G: The greater the tech gets, the more human the process potentially becomes? 

A: Yes, it really comes down to enabling operators to do their best job.  Manufacturing workers are some of the most dedicated and hardest-working professionals anywhere. But they are riddled by inefficiencies. And I'm not one of those who believes AI is going to take over our jobs – particularly physical jobs. Those are going to stay. There are operational experts who make spacecraft parts, and satellites, and to design these things – we will always need people at the center of this. But we need to ensure that they can do their best work, by giving them the best form of assistance. That’s what IoT, machine learning, and AI can do. If you subscribe to the idea that all of these jobs are going to be taken over by robots, then go visit a factory floor. To get these robots to work effectively requires a lot of very talented humans.

G: So, what holds businesses back from digitalization? What is your message to those who resist it?
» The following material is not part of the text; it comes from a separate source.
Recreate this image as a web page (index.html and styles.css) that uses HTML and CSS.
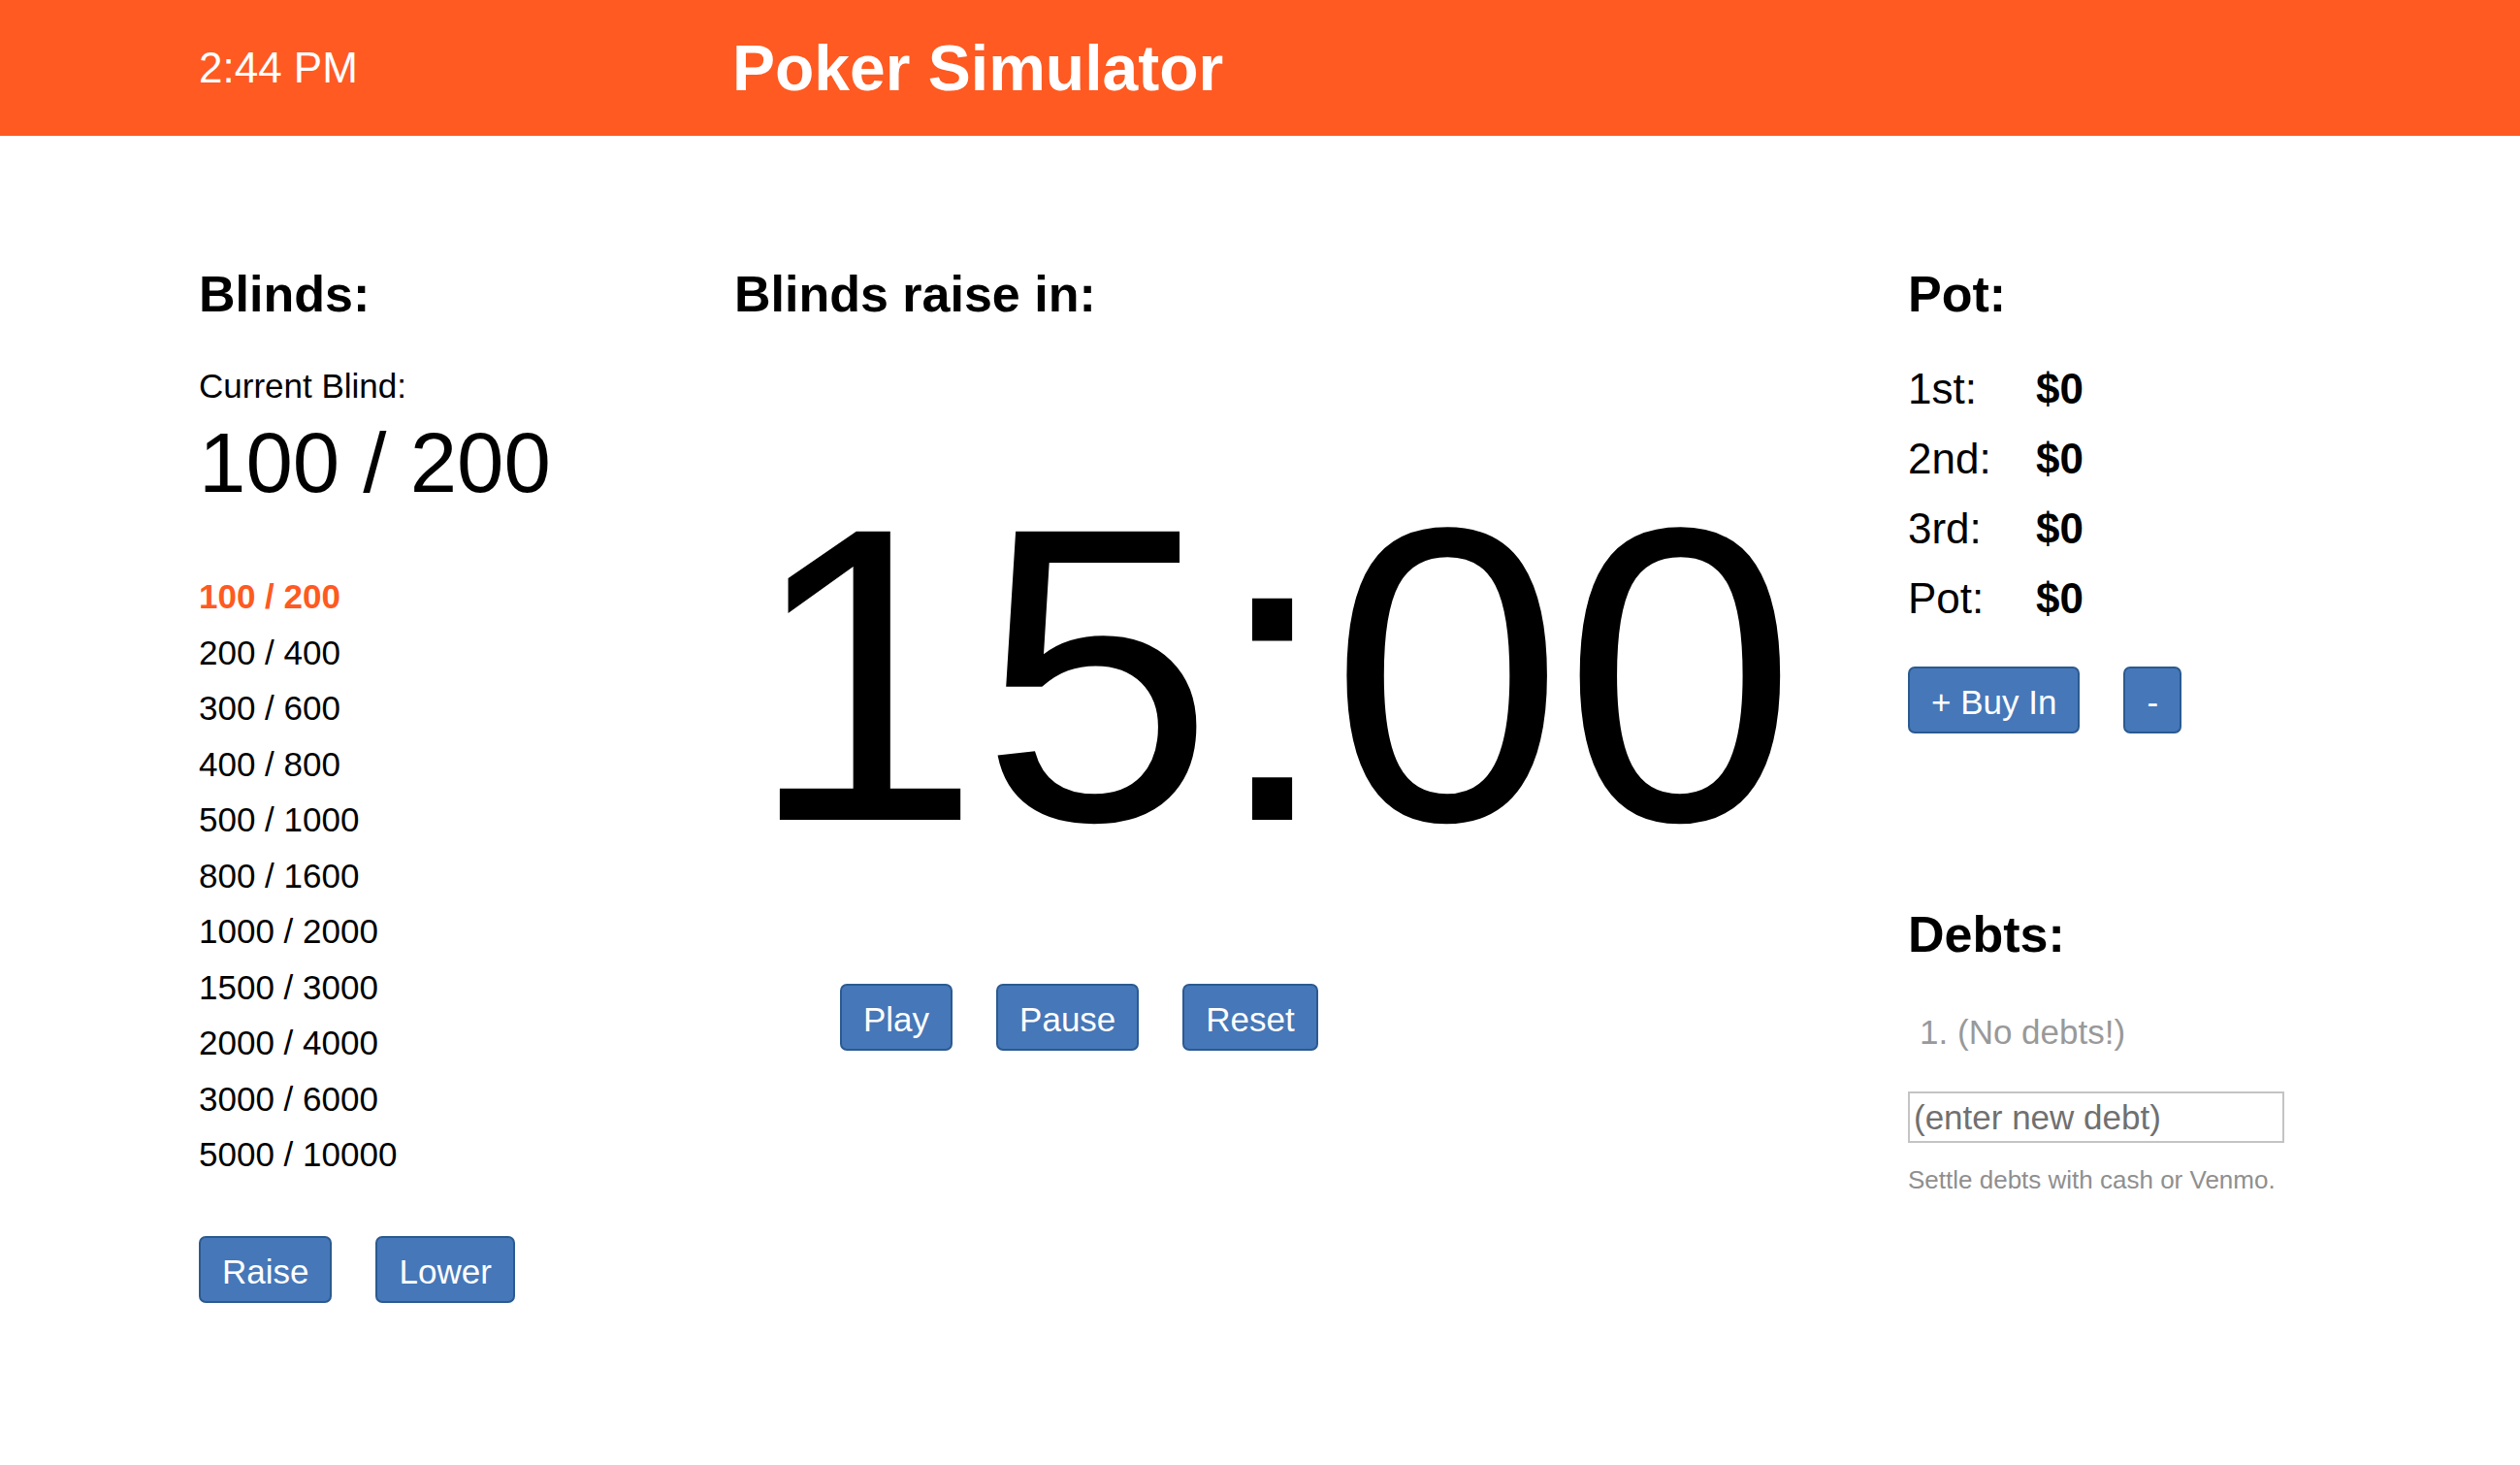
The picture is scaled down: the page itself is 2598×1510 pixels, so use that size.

A: A lot of the resistance is because it’s like crossing the chasm. Manufacturers want to see their partners and competitors having done this before they take the step They don't want to be the first ones putting their foot out there and then having a false start or a failed project. That requires leaders to really encourage innovation and risk-taking. Again, don't boil the ocean. Start small. Start with your hardest problem. If you empower the right people in the right places, the right results are going to happen.